- Work to do
Retype the data that follows line by line, exactly, and leave its pictures out.

- Information supplied
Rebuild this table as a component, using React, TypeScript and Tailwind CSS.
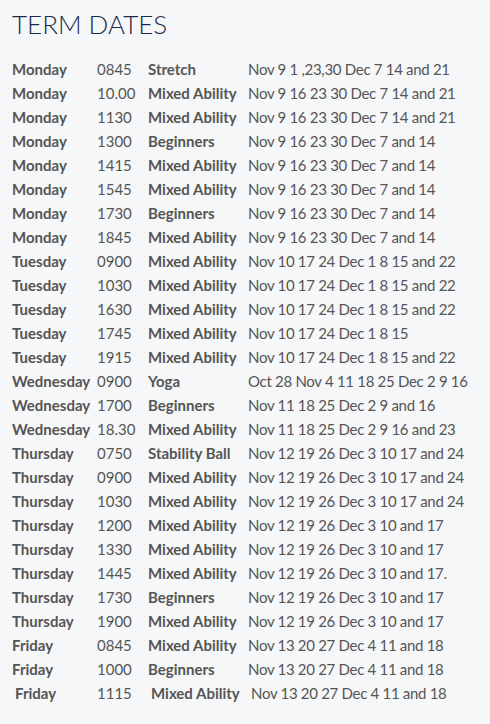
const rows: [string, string, string, string][] = [
  ["Monday", "0845", "Stretch", "Nov 9 1 ,23,30 Dec 7 14 and 21"],
  ["Monday", "10.00", "Mixed Ability", "Nov 9 16 23 30 Dec 7 14 and 21"],
  ["Monday", "1130", "Mixed Ability", "Nov 9 16 23 30 Dec 7 14 and 21"],
  ["Monday", "1300", "Beginners", "Nov 9 16 23 30 Dec 7 and 14"],
  ["Monday", "1415", "Mixed Ability", "Nov 9 16 23 30 Dec 7 and 14"],
  ["Monday", "1545", "Mixed Ability", "Nov 9 16 23 30 Dec 7 and 14"],
  ["Monday", "1730", "Beginners", "Nov 9 16 23 30 Dec 7 and 14"],
  ["Monday", "1845", "Mixed Ability", "Nov 9 16 23 30 Dec 7 and 14"],
  ["Tuesday", "0900", "Mixed Ability", "Nov 10 17 24 Dec 1 8 15 and 22"],
  ["Tuesday", "1030", "Mixed Ability", "Nov 10 17 24 Dec 1 8 15 and 22"],
  ["Tuesday", "1630", "Mixed Ability", "Nov 10 17 24 Dec 1 8 15 and 22"],
  ["Tuesday", "1745", "Mixed Ability", "Nov 10 17 24 Dec 1 8 15"],
  ["Tuesday", "1915", "Mixed Ability", "Nov 10 17 24 Dec 1 8 15 and 22"],
  ["Wednesday", "0900", "Yoga", "Oct 28 Nov 4 11 18 25 Dec 2 9 16"],
  ["Wednesday", "1700", "Beginners", "Nov 11 18 25 Dec 2 9 and 16"],
  ["Wednesday", "18.30", "Mixed Ability", "Nov 11 18 25 Dec 2 9 16 and 23"],
  ["Thursday", "0750", "Stability Ball", "Nov 12 19 26 Dec 3 10 17 and 24"],
  ["Thursday", "0900", "Mixed Ability", "Nov 12 19 26 Dec 3 10 17 and 24"],
  ["Thursday", "1030", "Mixed Ability", "Nov 12 19 26 Dec 3 10 17 and 24"],
  ["Thursday", "1200", "Mixed Ability", "Nov 12 19 26 Dec 3 10 and 17"],
  ["Thursday", "1330", "Mixed Ability", "Nov 12 19 26 Dec 3 10 and 17"],
  ["Thursday", "1445", "Mixed Ability", "Nov 12 19 26 Dec 3 10 and 17."],
  ["Thursday", "1730", "Beginners", "Nov 12 19 26 Dec 3 10 and 17"],
  ["Thursday", "1900", "Mixed Ability", "Nov 12 19 26 Dec 3 10 and 17"],
  ["Friday", "0845", "Mixed Ability", "Nov 13 20 27 Dec 4 11 and 18"],
  ["Friday", "1000", "Beginners", "Nov 13 20 27 Dec 4 11 and 18"],
];

export default function App() {
  return (
    <div
      className="min-h-[724px] w-full bg-[#f5f7f9] px-[12px] pt-[6px] text-[#555555]"
      style={{ fontFamily: "Lato, 'Open Sans', sans-serif" }}
    >
      <h1 className="text-[26px] leading-[36px] font-light text-[#1b2a4b]">TERM DATES</h1>
      <div className="mt-[15px] flex flex-col text-[15px] leading-[24px]">
        {rows.map((r, i) => (
          <div key={i} className="grid grid-cols-[85px_51px_100px_1fr] whitespace-nowrap">
            <span className="font-bold">{r[0]}</span>
            <span>{r[1]}</span>
            <span className="font-bold">{r[2]}</span>
            <span className="tracking-[-0.3px]">{r[3]}</span>
          </div>
        ))}
        <div className="grid grid-cols-[85px_51px_100px_1fr] whitespace-nowrap">
          <span className="pl-[3px] font-bold">Friday</span>
          <span>1115</span>
          <span className="pl-[3px] font-bold">Mixed Ability</span>
          <span className="pl-[3px] tracking-[-0.3px]">Nov 13 20 27 Dec 4 11 and 18</span>
        </div>
      </div>
    </div>
  );
}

- Output below
Rebuild this table as a component, using React, TypeScript and Tailwind CSS.
const rows: [string, string, string, string][] = [
  ["Monday", "0845", "Stretch", "Nov 9 1 ,23,30 Dec 7 14 and 21"],
  ["Monday", "10.00", "Mixed Ability", "Nov 9 16 23 30 Dec 7 14 and 21"],
  ["Monday", "1130", "Mixed Ability", "Nov 9 16 23 30 Dec 7 14 and 21"],
  ["Monday", "1300", "Beginners", "Nov 9 16 23 30 Dec 7 and 14"],
  ["Monday", "1415", "Mixed Ability", "Nov 9 16 23 30 Dec 7 and 14"],
  ["Monday", "1545", "Mixed Ability", "Nov 9 16 23 30 Dec 7 and 14"],
  ["Monday", "1730", "Beginners", "Nov 9 16 23 30 Dec 7 and 14"],
  ["Monday", "1845", "Mixed Ability", "Nov 9 16 23 30 Dec 7 and 14"],
  ["Tuesday", "0900", "Mixed Ability", "Nov 10 17 24 Dec 1 8 15 and 22"],
  ["Tuesday", "1030", "Mixed Ability", "Nov 10 17 24 Dec 1 8 15 and 22"],
  ["Tuesday", "1630", "Mixed Ability", "Nov 10 17 24 Dec 1 8 15 and 22"],
  ["Tuesday", "1745", "Mixed Ability", "Nov 10 17 24 Dec 1 8 15"],
  ["Tuesday", "1915", "Mixed Ability", "Nov 10 17 24 Dec 1 8 15 and 22"],
  ["Wednesday", "0900", "Yoga", "Oct 28 Nov 4 11 18 25 Dec 2 9 16"],
  ["Wednesday", "1700", "Beginners", "Nov 11 18 25 Dec 2 9 and 16"],
  ["Wednesday", "18.30", "Mixed Ability", "Nov 11 18 25 Dec 2 9 16 and 23"],
  ["Thursday", "0750", "Stability Ball", "Nov 12 19 26 Dec 3 10 17 and 24"],
  ["Thursday", "0900", "Mixed Ability", "Nov 12 19 26 Dec 3 10 17 and 24"],
  ["Thursday", "1030", "Mixed Ability", "Nov 12 19 26 Dec 3 10 17 and 24"],
  ["Thursday", "1200", "Mixed Ability", "Nov 12 19 26 Dec 3 10 and 17"],
  ["Thursday", "1330", "Mixed Ability", "Nov 12 19 26 Dec 3 10 and 17"],
  ["Thursday", "1445", "Mixed Ability", "Nov 12 19 26 Dec 3 10 and 17."],
  ["Thursday", "1730", "Beginners", "Nov 12 19 26 Dec 3 10 and 17"],
  ["Thursday", "1900", "Mixed Ability", "Nov 12 19 26 Dec 3 10 and 17"],
  ["Friday", "0845", "Mixed Ability", "Nov 13 20 27 Dec 4 11 and 18"],
  ["Friday", "1000", "Beginners", "Nov 13 20 27 Dec 4 11 and 18"],
];

export default function App() {
  return (
    <div
      className="min-h-[724px] w-full bg-[#f5f7f9] px-[12px] pt-[6px] text-[#555555]"
      style={{ fontFamily: "Lato, 'Open Sans', sans-serif" }}
    >
      <h1 className="text-[26px] leading-[36px] font-light text-[#1b2a4b]">TERM DATES</h1>
      <div className="mt-[15px] flex flex-col text-[15px] leading-[24px]">
        {rows.map((r, i) => (
          <div key={i} className="grid grid-cols-[85px_51px_100px_1fr] whitespace-nowrap">
            <span className="font-bold">{r[0]}</span>
            <span>{r[1]}</span>
            <span className="font-bold">{r[2]}</span>
            <span className="tracking-[-0.3px]">{r[3]}</span>
          </div>
        ))}
        <div className="grid grid-cols-[85px_51px_100px_1fr] whitespace-nowrap">
          <span className="pl-[3px] font-bold">Friday</span>
          <span>1115</span>
          <span className="pl-[3px] font-bold">Mixed Ability</span>
          <span className="pl-[3px] tracking-[-0.3px]">Nov 13 20 27 Dec 4 11 and 18</span>
        </div>
      </div>
    </div>
  );
}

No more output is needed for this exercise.